The EPA ordered remediation at Red Dog in 1991 and several years later lodged a $4.7 million penalty against Teck Cominco. Teck Cominco also originally explored and owned the rights to the Pebble Mine project before selling to Northern Dynasty. Critics of the Pebble project, including former Cominco environmental affairs director Bruce Switzer, say the fact that this company sold such a potentially lucrative project shows it is not practically or environmentally viable.
"How can Vancouver stock promoters (Northern Dynasty) and inexperienced South Africans (Anglo American) protect this environment when the best and most experienced northern mining company had so many problems for so long in the far more benign environment at Red Dog, and, in light of all their experience, walked away from Pebble?" asked Switzer in an editorial in the Anchorage Daily News .
Art Hackney, president of the group Alaskans for Clean Water, which drafted the ballot measure, said there is no doubt the Pebble Mine would harm salmon in Bristol Bay.
"It's a 100 percent certainty that if the scope of this mine is put in as planned, you will contaminate the water," he said. "It's an absolute given. Alaska is a mining state, but nothing has come close to the potential damage this mine could have. There's no mine in a place like this. This sits astride two river systems that feed Bristol Bay."
As part of a global "No Dirty Gold" campaign, Tiffany & Co., Helzberg Diamonds and several other prominent jewelers have pledged not to buy gold from Pebble Mine.
Critics of the mine also point out that the area is prone to seismic activity, making leaks and cracks in retaining ponds more likely. And they complain that development associated with the mine, including the building of a road to transport ore to Cook Inlet and heavy traffic in and out, would have environmental and social effects.
But some local proponents of the mine say that in an economically suffering area, development and an influx of workers is a good thing.
Steve Borell, executive director of the Alaska Miners Association, said mining has not caused any major environmental disasters in the state to date and could serve as an important source of jobs and investment for rural Alaska, especially Alaska native villages, which have been hit hard by sky-high prices of gas and heating oil.
"I believe within 50 to 60 miles of any native village is a mineral resource that can be developed," he said. "In those villages there are no jobs except a few teachers who are from somewhere else, a janitor, a part-time worker at the airfield."
With mining jobs, he said, Alaska natives will be able to stay in their villages and keep local schools open instead of being forced to leave for the cities. "The native people of Alaska recognize how important mining is to their future," he said, adding that before the vote, proponents of the initiative were "sending people to the villages to scare people" about the mine.

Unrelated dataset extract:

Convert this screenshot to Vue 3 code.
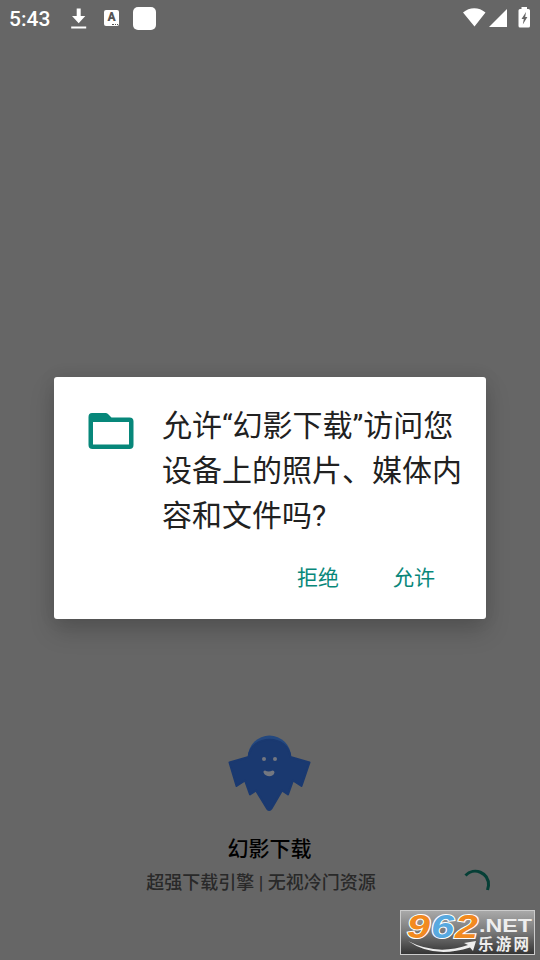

But Eric Olson, who grew up in Bristol Bay fishing salmon, said fishing is essential to the identity of people there. He pointed out that the Yu'pik Eskimo phrase for "let's eat" basically equates to "let's eat fish," and most of the villages and landmarks in the area are named after fish. He, like many natives of the Bristol Bay area who have moved elsewhere, still returns there to fish in the summers.

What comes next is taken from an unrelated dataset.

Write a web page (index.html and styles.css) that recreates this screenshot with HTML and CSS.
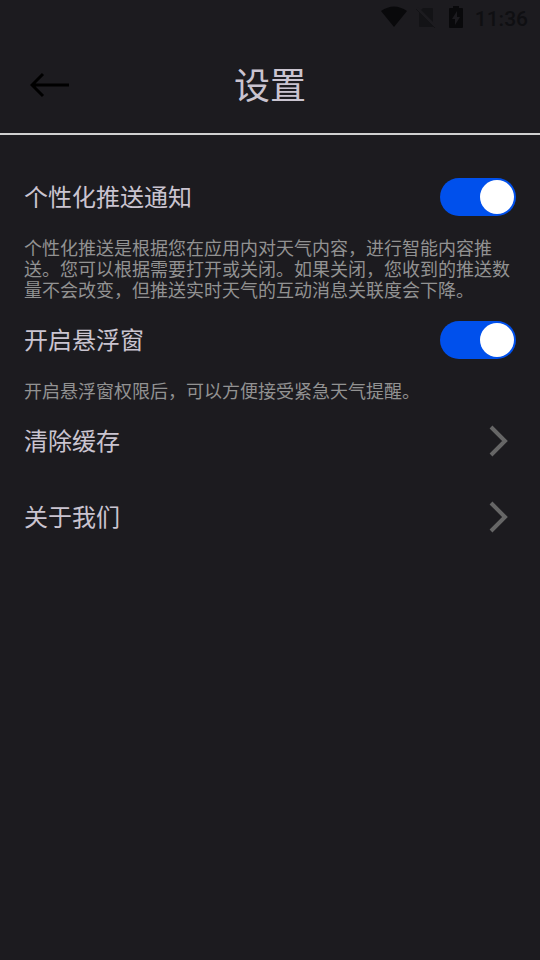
FILE: index.html
```html
<!DOCTYPE html>
<html lang="zh-CN">
<head>
	<meta charset="utf-8">
	<meta name="viewport" content="width=device-width, initial-scale=1">
	<title>设置</title>
	<link rel="stylesheet" href="styles.css">
</head>
<body>
	<div class="status">
		<svg width="26" height="22" viewBox="0 0 26 22">
			<path d="M0 5 Q13 -4 26 5 L13 21 Z" fill="#09090b"/>
		</svg>
		<svg class="sim" width="20" height="22" viewBox="0 0 20 22">
			<path d="M7 2 H16 Q17 2 17 3 V20 Q17 21 16 21 H4 Q3 21 3 20 V6 Z" fill="#131316"/>
			<path d="M1 2 L20 21" stroke="#1c1b1f" stroke-width="3"/>
			<path d="M0 3 L19 22" stroke="#131316" stroke-width="1"/>
		</svg>
		<svg class="battery" width="14" height="22" viewBox="0 0 14 22">
			<path d="M4 0 H10 V2 H13 Q14 2 14 3 V21 Q14 22 13 22 H1 Q0 22 0 21 V3 Q0 2 1 2 H4 Z" fill="#09090b"/>
			<path d="M8 5 L3 13 H6 V19 L11 11 H8 Z" fill="#1c1b1f"/>
		</svg>
		<span class="time">11:36</span>
	</div>

	<header class="header">
		<button type="button" class="back" aria-label="返回">
			<svg width="40" height="26" viewBox="0 0 40 26">
				<path d="M39 13 H3 M13 2 L2 13 L13 24" fill="none" stroke="#000" stroke-width="3"/>
			</svg>
		</button>
		<h1>设置</h1>
	</header>

	<main class="content">
		<!-- 开关 -->
		<div class="row">
			<label for="push">个性化推送通知</label>
			<input type="checkbox" id="push" class="switch" checked>
		</div>
		<p class="desc">个性化推送是根据您在应用内对天气内容，进行智能内容推送。您可以根据需要打开或关闭。如果关闭，您收到的推送数量不会改变，但推送实时天气的互动消息关联度会下降。</p>
		<div class="row">
			<label for="float">开启悬浮窗</label>
			<input type="checkbox" id="float" class="switch" checked>
		</div>
		<p class="desc">开启悬浮窗权限后，可以方便接受紧急天气提醒。</p>

		<!-- 链接 -->
		<a href="#" class="row">
			<span>清除缓存</span>
			<svg width="38" height="38" viewBox="0 0 38 38">
				<path d="M13 5 L27 19 L13 33" fill="none" stroke="#666" stroke-width="4"/>
			</svg>
		</a>
		<a href="#" class="row">
			<span>关于我们</span>
			<svg width="38" height="38" viewBox="0 0 38 38">
				<path d="M13 5 L27 19 L13 33" fill="none" stroke="#666" stroke-width="4"/>
			</svg>
		</a>
	</main>
</body>
</html>
```
FILE: styles.css
```css
* {
	box-sizing: border-box;
}
body {
	margin: 0;
	background-color: #1c1b1f;
	color: #cac4d0;
	font-family: Roboto, "Noto Sans CJK SC", sans-serif;
}
svg {
	display: block;
}

.status {
	display: flex;
	justify-content: flex-end;
	align-items: center;
	height: 34px;
	padding-right: 12px;
}
.sim {
	margin-left: 9px;
}
.battery {
	margin-left: 13px;
}
.time {
	margin-left: 12px;
	padding-top: 4px;
	color: #0f0f12;
	font-size: 21px;
	font-weight: 500;
}

.header {
	display: grid;
	grid-template-columns: 1fr auto 1fr;
	align-items: center;
	height: 101px;
	padding: 2px 24px 0;
	border-bottom: 2px solid #d0d0d0;
}
.header h1 {
	margin: 0;
	padding-top: 4px;
	font-size: 36px;
	line-height: 48px;
	font-weight: 400;
}
.back {
	justify-self: start;
	padding: 6px;
	border: 0;
	background: none;
	cursor: pointer;
}

.content {
	padding: 24px;
}
.row {
	display: flex;
	justify-content: space-between;
	align-items: center;
	height: 76px;
	color: inherit;
	font-size: 24px;
	line-height: 32px;
	text-decoration: none;
}
.row label,
.row span {
	padding-top: 2px;
}
.desc {
	margin: 0;
	padding: 3px 0 1px;
	color: #929292;
	font-size: 18px;
	line-height: 21px;
}

.switch {
	appearance: none;
	width: 76px;
	height: 38px;
	margin: 0;
	padding: 2px;
	border-radius: 19px;
	background-color: #555;
	cursor: pointer;
}
.switch::before {
	content: "";
	display: block;
	width: 34px;
	height: 34px;
	border-radius: 50%;
	background-color: #fff;
}
.switch:checked {
	background-color: #0050ec;
}
.switch:checked::before {
	margin-left: auto;
}
```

"It's a fishing town, as almost all the communities in western Alaska are," he said. "I don't see how you can guarantee (the mine) would never have an effect. If tailings and chemicals leak, it's right above Iliamna Lake."
Hackney said this was the first time mining industry leaders have faced a major challenge to their plans in Alaska, known as the easiest state to get a mine permitted. The multimillion-dollar ballot initiative campaign, funded by private donors including Bristol Bay area resort owner Bob Gillam and the group Americans for Job Security, blanketed cities and towns with posters and lawn signs and packed the airwaves with radio and TV spots promoting clean water and salmon. The mining industry responded in kind, with ads decreeing a "mining shutdown."
Though the ballot measure failed, the battle over Pebble Mine is bound to continue through each step of the permitting and development process. This will just be the latest, though perhaps the biggest, in a series of challenges for the fishermen of Bristol Bay, a group perhaps as tough and determined as the salmon swimming stolidly upstream.
Gloria Chythlook-Sifsof, a third-generation Bristol Bay fisherman from the town of Dillingham, recalls the rancorous struggles fishermen have endured over the past two decades, including a bitter 1991 strike against processors offering low prices and rising competition from fish farms that caused prices to plummet. Thanks to the increasing popularity of wild salmon, Bristol Bay's industry has been rebounding. She hopes Pebble Mine doesn't sink it now.
"This is about employment where people feel useful and proud of what they are doing," said Chythlook-Sifsof, who now lives in Girdwood with her daughter, a world-class snowboarder who also still fishes Bristol Bay in the summer. "We can't let Pebble Mine shut it down."